**Task to carry out**
What is the number of lines containing "component"? Give only that number.

(Stored records)
───

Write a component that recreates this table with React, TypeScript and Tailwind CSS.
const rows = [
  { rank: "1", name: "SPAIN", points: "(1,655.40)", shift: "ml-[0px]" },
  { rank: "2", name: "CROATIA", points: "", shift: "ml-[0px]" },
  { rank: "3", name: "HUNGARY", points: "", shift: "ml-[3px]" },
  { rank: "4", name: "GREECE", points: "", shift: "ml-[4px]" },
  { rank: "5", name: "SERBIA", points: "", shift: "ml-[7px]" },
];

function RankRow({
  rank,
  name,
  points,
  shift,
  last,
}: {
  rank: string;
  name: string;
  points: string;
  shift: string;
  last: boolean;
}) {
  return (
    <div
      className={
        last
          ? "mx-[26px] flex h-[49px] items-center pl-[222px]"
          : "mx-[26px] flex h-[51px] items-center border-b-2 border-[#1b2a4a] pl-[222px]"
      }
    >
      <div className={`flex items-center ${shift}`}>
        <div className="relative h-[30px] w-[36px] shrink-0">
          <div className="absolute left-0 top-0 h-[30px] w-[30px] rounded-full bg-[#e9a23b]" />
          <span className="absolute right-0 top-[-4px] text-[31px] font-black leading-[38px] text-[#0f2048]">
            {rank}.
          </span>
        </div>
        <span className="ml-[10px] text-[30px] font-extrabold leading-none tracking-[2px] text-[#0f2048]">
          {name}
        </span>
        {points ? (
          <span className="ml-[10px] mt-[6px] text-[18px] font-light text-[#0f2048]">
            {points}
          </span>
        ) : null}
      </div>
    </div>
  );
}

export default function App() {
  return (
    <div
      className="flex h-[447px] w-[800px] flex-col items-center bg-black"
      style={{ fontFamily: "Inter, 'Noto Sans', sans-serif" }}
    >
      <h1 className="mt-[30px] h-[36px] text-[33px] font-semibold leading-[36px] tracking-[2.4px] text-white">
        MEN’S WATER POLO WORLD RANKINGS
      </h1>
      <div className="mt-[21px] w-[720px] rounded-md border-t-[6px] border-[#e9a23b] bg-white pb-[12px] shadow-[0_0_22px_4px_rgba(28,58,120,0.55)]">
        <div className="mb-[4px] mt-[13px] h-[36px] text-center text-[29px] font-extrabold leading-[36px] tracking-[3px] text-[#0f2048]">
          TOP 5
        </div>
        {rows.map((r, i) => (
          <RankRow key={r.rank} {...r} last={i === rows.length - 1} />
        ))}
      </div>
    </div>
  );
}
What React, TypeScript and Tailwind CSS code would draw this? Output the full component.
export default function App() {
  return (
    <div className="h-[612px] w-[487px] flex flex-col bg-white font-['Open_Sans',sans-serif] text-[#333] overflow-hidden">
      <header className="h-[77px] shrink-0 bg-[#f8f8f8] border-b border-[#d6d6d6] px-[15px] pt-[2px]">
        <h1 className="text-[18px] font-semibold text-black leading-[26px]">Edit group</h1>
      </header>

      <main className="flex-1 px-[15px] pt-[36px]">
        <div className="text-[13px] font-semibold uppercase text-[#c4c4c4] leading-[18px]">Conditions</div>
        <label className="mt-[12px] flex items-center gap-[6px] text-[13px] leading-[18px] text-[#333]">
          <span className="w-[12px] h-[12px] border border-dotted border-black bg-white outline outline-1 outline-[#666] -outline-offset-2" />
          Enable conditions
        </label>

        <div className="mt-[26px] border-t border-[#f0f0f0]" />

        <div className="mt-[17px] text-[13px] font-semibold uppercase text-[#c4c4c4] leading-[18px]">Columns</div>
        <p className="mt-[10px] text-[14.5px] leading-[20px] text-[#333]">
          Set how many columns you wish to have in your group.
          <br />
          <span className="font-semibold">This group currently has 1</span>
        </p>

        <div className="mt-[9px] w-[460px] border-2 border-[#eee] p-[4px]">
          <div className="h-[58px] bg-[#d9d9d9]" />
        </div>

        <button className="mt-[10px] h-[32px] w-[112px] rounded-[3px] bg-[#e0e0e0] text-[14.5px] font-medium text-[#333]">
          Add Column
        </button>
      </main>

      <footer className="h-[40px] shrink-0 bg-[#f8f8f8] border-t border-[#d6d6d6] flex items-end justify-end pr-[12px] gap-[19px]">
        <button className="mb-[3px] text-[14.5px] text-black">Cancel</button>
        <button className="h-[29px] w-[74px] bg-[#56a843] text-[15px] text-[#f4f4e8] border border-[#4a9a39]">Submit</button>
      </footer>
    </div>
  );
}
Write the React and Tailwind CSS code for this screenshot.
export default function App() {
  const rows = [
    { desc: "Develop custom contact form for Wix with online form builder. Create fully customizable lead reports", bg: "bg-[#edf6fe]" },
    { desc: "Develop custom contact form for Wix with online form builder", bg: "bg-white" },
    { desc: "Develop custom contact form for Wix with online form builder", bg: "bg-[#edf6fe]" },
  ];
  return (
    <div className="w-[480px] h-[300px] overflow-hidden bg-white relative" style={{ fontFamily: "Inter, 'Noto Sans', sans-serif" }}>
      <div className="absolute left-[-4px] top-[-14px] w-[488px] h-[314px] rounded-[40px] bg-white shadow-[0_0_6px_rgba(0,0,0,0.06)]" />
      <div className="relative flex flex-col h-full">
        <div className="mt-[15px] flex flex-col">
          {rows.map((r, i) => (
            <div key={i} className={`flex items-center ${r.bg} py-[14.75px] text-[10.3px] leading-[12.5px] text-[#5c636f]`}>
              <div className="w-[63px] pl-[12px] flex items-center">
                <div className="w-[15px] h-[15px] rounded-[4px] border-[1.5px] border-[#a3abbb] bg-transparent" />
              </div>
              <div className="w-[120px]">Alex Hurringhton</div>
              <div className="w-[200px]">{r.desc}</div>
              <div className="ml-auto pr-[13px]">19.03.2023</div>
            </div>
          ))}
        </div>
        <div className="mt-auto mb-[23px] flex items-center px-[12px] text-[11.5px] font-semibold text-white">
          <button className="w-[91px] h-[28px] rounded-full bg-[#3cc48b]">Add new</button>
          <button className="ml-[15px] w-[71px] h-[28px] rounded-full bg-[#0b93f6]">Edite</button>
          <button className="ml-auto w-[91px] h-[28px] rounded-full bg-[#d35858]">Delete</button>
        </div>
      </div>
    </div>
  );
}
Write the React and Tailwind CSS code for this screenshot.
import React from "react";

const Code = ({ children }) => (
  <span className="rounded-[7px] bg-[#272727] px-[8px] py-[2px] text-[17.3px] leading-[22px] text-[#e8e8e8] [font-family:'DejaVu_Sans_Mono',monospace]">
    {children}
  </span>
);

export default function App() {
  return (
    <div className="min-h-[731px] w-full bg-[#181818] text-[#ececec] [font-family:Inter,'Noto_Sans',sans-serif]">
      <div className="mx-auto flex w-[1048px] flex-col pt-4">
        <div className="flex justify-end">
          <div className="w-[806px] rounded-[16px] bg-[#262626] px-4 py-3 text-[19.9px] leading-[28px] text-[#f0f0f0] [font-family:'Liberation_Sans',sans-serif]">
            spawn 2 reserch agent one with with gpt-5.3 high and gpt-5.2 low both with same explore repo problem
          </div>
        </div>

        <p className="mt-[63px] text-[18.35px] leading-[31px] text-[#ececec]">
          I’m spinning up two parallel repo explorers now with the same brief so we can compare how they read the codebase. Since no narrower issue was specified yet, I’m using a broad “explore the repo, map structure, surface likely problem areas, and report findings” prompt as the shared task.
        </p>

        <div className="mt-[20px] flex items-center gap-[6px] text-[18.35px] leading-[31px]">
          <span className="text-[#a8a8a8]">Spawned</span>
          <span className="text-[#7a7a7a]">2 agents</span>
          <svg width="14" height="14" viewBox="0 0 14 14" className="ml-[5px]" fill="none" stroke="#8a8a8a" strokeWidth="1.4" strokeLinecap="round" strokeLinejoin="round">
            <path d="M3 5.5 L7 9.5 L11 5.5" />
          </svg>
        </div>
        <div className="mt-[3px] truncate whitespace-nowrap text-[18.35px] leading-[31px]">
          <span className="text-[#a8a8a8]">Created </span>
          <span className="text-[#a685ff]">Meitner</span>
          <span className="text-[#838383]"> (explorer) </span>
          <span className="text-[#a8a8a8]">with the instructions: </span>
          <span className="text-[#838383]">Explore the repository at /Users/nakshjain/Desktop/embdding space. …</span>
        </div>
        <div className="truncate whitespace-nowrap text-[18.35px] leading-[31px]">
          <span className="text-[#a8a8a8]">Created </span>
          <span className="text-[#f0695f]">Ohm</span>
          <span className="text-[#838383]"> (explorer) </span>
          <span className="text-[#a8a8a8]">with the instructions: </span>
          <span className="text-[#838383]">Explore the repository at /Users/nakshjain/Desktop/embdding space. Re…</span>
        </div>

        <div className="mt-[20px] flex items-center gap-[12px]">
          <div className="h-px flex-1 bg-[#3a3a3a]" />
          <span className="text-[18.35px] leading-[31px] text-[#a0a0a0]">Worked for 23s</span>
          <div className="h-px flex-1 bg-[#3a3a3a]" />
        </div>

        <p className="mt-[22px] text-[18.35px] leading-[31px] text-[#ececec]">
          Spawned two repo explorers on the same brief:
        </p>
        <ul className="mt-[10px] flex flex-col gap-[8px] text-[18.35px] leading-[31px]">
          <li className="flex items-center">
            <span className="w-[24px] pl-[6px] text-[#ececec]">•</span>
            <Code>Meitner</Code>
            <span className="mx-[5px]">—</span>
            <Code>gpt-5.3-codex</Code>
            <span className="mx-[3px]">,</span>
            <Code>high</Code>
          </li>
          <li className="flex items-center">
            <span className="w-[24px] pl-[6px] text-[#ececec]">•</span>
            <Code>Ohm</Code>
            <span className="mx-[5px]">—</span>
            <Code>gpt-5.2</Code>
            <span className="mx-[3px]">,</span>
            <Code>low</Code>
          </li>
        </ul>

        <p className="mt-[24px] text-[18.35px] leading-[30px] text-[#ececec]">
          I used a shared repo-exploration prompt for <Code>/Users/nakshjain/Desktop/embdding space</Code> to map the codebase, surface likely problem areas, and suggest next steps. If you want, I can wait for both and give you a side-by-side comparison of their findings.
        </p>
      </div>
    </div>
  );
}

───

**Task answer**
2